Luminor publishes its unaudited results for Estonia, Latvia and Lithuania for the 2018 Q4 | Luminor

Luminor Estonia, Latvia and Lithuania all delivered good profitability throughout 2018 and kept a good momentum.

“In 2018 we saw Luminor’s financial results remain stable in all three Baltic States and show profitability throughout the year,” said Erkki Raasuke, Luminor Bank CEO. “Overall Luminor’s deposit volumes in 2018 increased by 7.6%, and while customer lending volumes had a minor decrease of 1.7% compared to 2017, our loan to deposit ratio improved.”

During Q4 2018, Luminor continued to focus in all three countries on transformation processes and completing the cross-border merger, whereby starting from 2 January 2019 Luminor continued its operations through a registered entity in Estonia and its branches in Latvia and Lithuania.

According to Raasuke, the economic environment of the Baltic States is currently favourable, with healthy growth rates in GDP, almost full employment, balanced current accounts and healthy levels of saving rates and surplus budgets.

“This positive economic backdrop has supported our decision to accelerate the transformation Luminor is currently undergoing,” he explained. “In 2019 we will be actively implementing our transformation plan and an ambitious programme of upgrading our customers’ online experience, pressing ahead with IT and digital transformation and gaining operating efficiency.

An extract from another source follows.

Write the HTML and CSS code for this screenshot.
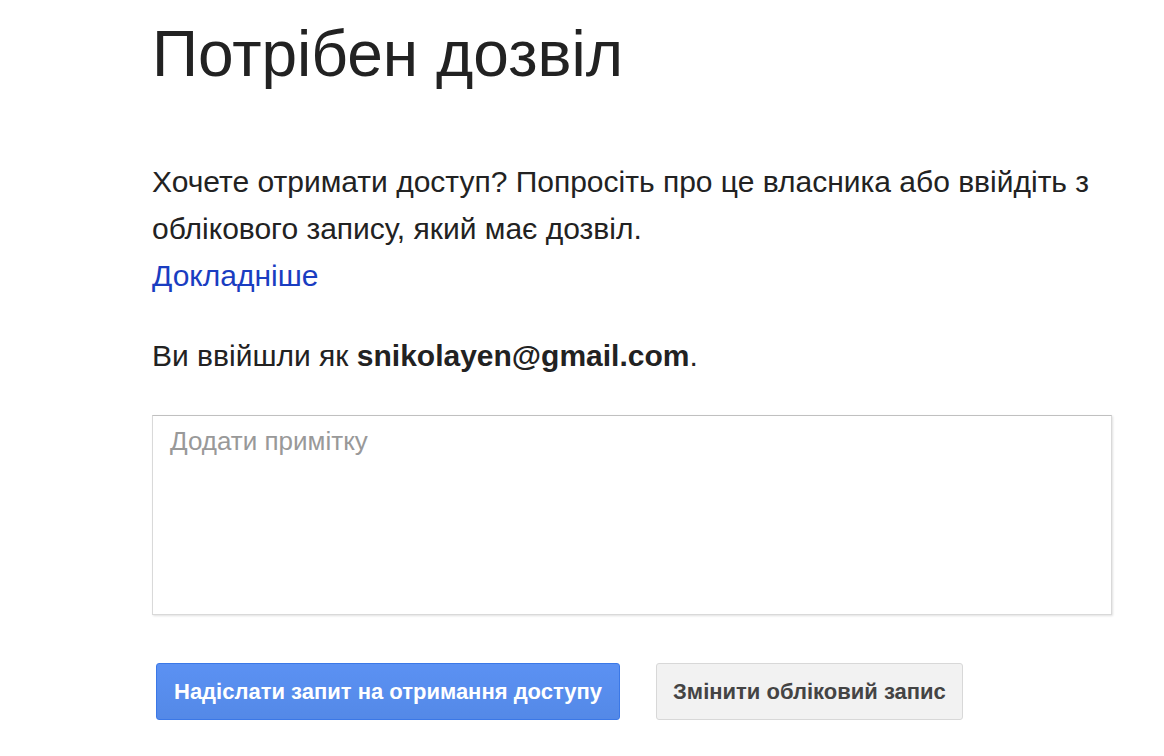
FILE: index.html
```html
<!DOCTYPE html>
<html lang="uk">
<head>
<meta charset="utf-8">
<link rel="stylesheet" href="styles.css">
</head>
<body>
<main class="page">
  <h1 class="title">Потрібен дозвіл</h1>
  <p class="lead">Хочете отримати доступ? Попросіть про це власника або ввійдіть з облікового запису, який має дозвіл.<br><a class="more" href="#">Докладніше</a></p>
  <p class="who">Ви ввійшли як <b>snikolayen@gmail.com</b>.</p>
  <textarea class="note" placeholder="Додати примітку"></textarea>
  <div class="actions">
    <button class="btn btn-primary">Надіслати запит на отримання доступу</button>
    <button class="btn btn-secondary">Змінити обліковий запис</button>
  </div>
</main>
</body>
</html>
```
FILE: styles.css
```css
html, body { margin: 0; padding: 0; background: #fff; }
body { font-family: "Liberation Sans", Arial, sans-serif; color: #222; }
.page { padding: 14px 0 0 152px; width: 960px; }
.title { font-size: 64px; font-weight: normal; margin: 0; line-height: 80px; color: #222; }
.lead { font-size: 30px; line-height: 47px; margin: 64px 0 0; }
.more { color: #1a3dc1; text-decoration: none; }
.who { font-size: 30px; line-height: 47px; margin: 33px 0 0; }
.who b { font-weight: bold; }
.note {
  display: block; box-sizing: border-box; width: 960px; height: 200px;
  margin-top: 36px; padding: 10px 17px;
  border: 1px solid #d9d9d9; border-top-color: #c0c0c0;
  box-shadow: 1px 1px 2px rgba(0,0,0,0.12);
  font-family: "Liberation Sans", Arial, sans-serif; font-size: 26px; color: #222;
  resize: none; outline: none;
}
.note::placeholder { color: #999; }
.actions { display: flex; gap: 36px; margin: 48px 0 0 4px; }
.btn {
  height: 57px; border-radius: 3px; font-family: "Liberation Sans", Arial, sans-serif;
  font-size: 22px; font-weight: bold; padding: 0 17px; cursor: pointer;
}
.btn-primary {
  background: linear-gradient(#5b91f3, #5489e7); border: 1px solid #3b78e7; color: #fff;
}
.btn-secondary {
  background: #f2f2f2; border: 1px solid #d8d8d8; color: #444; padding: 0 16px;
}
```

We are also adjusting our organisation to changing business needs, take down post-merger duplications and simplifying our operations.”

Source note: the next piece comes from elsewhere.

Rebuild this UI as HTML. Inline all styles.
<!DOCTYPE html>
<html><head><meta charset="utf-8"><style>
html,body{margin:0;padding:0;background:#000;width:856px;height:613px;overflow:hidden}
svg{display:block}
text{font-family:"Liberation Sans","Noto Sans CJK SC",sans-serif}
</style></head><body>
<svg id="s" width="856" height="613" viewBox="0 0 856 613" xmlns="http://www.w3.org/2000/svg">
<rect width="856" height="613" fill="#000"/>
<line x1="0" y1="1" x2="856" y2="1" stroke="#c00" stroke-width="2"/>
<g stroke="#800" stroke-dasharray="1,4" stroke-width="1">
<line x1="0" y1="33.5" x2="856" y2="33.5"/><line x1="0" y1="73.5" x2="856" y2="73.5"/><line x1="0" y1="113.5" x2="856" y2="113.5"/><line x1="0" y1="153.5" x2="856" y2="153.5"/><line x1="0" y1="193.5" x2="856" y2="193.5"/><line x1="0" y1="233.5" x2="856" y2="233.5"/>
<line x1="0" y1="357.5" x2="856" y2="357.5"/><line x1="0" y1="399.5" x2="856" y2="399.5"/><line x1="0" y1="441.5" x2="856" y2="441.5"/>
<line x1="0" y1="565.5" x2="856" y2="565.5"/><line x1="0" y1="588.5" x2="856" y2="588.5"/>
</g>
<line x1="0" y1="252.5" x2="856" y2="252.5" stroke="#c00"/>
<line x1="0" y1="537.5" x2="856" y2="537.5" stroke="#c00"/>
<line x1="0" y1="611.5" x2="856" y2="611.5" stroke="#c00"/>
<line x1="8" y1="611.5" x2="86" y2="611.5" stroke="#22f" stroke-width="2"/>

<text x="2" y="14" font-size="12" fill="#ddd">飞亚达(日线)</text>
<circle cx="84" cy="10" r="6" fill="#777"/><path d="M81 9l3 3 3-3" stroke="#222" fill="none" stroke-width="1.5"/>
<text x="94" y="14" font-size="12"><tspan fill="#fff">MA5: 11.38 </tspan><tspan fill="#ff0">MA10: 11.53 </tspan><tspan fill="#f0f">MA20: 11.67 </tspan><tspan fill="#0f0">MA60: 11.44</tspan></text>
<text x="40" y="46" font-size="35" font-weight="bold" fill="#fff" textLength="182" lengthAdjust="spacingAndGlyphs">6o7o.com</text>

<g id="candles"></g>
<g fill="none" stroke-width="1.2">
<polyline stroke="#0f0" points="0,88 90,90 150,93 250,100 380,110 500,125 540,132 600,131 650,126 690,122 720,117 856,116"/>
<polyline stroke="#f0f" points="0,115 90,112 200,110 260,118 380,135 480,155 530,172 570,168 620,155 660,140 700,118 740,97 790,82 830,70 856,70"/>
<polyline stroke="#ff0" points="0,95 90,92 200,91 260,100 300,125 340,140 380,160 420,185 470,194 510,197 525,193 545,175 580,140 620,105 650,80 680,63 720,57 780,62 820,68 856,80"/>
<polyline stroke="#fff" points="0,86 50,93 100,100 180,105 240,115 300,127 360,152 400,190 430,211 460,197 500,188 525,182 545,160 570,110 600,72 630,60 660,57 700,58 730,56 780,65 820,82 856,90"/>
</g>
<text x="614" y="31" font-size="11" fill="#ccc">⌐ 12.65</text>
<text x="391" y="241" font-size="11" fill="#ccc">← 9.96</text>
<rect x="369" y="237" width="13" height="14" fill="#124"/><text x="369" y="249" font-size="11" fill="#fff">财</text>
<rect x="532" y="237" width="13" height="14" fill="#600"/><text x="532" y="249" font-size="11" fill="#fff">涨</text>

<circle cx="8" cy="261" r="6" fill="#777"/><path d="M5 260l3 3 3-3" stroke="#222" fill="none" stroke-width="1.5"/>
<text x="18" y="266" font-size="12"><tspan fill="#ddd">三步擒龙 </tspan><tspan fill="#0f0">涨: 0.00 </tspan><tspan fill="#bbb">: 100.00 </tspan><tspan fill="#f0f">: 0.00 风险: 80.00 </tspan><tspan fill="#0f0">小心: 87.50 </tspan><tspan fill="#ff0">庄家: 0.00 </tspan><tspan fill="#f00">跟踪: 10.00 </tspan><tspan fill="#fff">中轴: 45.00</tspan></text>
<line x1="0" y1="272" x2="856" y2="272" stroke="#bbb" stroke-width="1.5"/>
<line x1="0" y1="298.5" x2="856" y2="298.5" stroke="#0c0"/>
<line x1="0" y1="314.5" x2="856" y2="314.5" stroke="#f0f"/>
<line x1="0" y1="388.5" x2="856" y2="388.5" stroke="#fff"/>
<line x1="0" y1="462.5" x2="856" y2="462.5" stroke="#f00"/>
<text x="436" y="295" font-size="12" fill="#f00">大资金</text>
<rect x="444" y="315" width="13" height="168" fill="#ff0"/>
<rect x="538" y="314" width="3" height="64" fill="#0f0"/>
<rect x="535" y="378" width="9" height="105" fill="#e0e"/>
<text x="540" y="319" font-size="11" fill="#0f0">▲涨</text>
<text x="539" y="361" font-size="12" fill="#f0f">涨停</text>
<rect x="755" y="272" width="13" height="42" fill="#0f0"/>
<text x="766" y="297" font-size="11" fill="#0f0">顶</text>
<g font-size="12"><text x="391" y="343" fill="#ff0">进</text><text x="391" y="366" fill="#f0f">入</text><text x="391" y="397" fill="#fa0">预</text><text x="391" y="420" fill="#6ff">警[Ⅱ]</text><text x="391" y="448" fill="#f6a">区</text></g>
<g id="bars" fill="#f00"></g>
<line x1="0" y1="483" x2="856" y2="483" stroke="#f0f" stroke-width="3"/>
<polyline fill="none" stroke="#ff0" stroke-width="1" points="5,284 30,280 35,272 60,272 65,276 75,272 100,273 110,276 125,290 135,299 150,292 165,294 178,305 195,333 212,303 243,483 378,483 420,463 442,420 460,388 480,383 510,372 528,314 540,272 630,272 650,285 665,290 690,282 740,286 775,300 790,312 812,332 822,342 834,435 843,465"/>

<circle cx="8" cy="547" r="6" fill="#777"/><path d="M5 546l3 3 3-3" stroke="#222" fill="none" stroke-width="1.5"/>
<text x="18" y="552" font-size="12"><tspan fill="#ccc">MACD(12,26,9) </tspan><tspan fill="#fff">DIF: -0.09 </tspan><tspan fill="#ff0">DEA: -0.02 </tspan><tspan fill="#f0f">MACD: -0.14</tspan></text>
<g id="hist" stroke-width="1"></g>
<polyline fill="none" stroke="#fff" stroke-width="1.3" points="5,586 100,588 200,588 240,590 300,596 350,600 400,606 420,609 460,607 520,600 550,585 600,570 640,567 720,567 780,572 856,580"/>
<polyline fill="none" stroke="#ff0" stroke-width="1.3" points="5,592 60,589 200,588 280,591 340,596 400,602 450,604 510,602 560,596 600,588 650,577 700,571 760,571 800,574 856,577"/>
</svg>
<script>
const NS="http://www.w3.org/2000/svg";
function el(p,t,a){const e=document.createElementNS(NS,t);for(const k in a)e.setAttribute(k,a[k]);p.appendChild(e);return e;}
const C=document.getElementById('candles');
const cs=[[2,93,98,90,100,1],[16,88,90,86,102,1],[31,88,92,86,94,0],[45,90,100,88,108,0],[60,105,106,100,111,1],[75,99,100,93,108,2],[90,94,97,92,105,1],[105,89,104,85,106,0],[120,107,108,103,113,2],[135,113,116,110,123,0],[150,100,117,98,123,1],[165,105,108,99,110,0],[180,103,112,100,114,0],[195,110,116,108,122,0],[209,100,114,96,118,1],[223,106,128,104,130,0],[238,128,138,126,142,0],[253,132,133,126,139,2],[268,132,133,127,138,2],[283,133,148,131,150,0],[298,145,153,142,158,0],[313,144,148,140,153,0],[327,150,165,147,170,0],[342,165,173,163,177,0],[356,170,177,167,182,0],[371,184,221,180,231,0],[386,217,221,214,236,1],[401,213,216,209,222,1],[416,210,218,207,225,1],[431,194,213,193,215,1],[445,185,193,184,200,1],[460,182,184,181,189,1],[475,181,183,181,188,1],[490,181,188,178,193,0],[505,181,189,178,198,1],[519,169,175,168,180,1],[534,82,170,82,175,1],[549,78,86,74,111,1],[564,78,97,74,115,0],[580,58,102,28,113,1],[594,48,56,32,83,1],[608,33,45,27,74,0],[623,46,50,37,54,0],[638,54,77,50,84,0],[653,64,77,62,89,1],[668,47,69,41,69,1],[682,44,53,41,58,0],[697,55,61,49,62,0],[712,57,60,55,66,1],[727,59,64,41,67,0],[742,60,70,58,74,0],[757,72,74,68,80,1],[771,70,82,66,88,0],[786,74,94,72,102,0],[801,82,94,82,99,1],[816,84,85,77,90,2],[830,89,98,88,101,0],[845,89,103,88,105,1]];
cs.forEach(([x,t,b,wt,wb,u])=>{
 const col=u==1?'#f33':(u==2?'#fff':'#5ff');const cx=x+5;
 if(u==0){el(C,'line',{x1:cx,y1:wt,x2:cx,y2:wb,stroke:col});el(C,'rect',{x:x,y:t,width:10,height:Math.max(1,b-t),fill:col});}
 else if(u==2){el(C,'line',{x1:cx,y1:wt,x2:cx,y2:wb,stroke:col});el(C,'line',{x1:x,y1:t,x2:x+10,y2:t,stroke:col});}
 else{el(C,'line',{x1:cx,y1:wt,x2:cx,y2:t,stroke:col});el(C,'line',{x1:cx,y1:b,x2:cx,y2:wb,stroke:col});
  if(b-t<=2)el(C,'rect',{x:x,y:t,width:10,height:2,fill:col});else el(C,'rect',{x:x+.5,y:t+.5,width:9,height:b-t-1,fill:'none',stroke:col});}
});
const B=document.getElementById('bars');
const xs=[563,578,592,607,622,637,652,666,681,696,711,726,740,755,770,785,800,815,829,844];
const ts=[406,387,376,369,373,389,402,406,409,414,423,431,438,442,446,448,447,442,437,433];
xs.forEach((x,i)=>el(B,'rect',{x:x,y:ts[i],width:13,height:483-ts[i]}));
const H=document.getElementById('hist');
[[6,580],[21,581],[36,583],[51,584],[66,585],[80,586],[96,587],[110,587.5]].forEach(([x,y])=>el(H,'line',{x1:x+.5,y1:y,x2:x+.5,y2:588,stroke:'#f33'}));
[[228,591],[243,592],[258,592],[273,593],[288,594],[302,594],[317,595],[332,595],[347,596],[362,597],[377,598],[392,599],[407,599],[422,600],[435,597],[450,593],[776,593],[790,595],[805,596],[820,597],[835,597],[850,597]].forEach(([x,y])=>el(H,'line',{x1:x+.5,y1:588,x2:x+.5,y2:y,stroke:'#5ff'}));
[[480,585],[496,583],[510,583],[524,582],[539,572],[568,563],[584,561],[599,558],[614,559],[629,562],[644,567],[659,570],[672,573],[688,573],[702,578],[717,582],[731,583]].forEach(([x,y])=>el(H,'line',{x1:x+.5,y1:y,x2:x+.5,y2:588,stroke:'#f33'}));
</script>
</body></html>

In 2019 Luminor will also continue with the Know Your Customer (KYC) enhancement programme in all three countries, emphasising regulatory compliance as a key priority and conducting its business with integrity.


The accounts for Q4 2018 of Luminor Estonia show that net interest income remained stable at 16.8 million euros, while total operating expenses increased by 51% in the same period, driven by higher IT development costs. The net profit earned in Q4 2018 was 0.6 million euros, which was 6.5 million euros less than in Q3 2018 mainly due to tax on dividends recorded in Q4 2018.


Net interest incomes in the 4th quarter of 2018 in Latvia reached 13.6 million EUR, while the total net interest income difference grew for 1.2%. Operating income reached 30 million EUR during this period, which is for 1 million more than in the previous quarter. Slower operating income increase was mainly determined by the accumulations for end-of-year payments and one-off payments resulted from the investments in property and value depreciation losses. As a result, in general the incomes were growing, however, considering material additional investments in IT technologies, we closed the 4th quarter with 0.7 million EUR losses.

Unaudited financial statement for the 4th quarter of 2018 is available here. Consolidated audited financial statements of Luminor Estonia, Latvia and Lithuania for 2018 will be published in March 2019.

“The previous year was dynamic for Luminor and we paid great attention to the improvement of customer service quality both in the segments of private persons and private banking, as well as in the business segment. Since Luminor introduced a new customer service concept involving the increasing customer focus on digital bank channels, the activity of customers using remote channels increased for 26%, while the amount of services in customer service centres reduced by half. Moreover, with the introduction of a new digital authentication solution Smart ID, the number of unique users increased until approximately 27 thousands in 1.5 months", explains the Head of Luminor Retail banking / Luminor Latvia Kerli Gabrilovica. “We are happy to see that customer satisfaction by our banking services is increasing each quarter, which is also confirmed by the customer satisfaction data acquired by a “secret shopper” method (88%, 4th quarter).


The Q4 2018 net profit earned in Luminor Lithuania was 3.1 million euros, which was 16.7 million euros less compared to Q3 2018. This drop was mainly due to impairment losses on loans and higher IT and other administrative expenses during the quarter. Net interest income increased by 0.4% reaching 28.3 million euros and net commission income increased by 0.5% compared to Q3 2018.

The Luminor Estonia 2018 unaudited Q4 report is available here. Consolidated audited results for Estonia, Latvia and Lithuania 2018 will be published by the end of March 2019.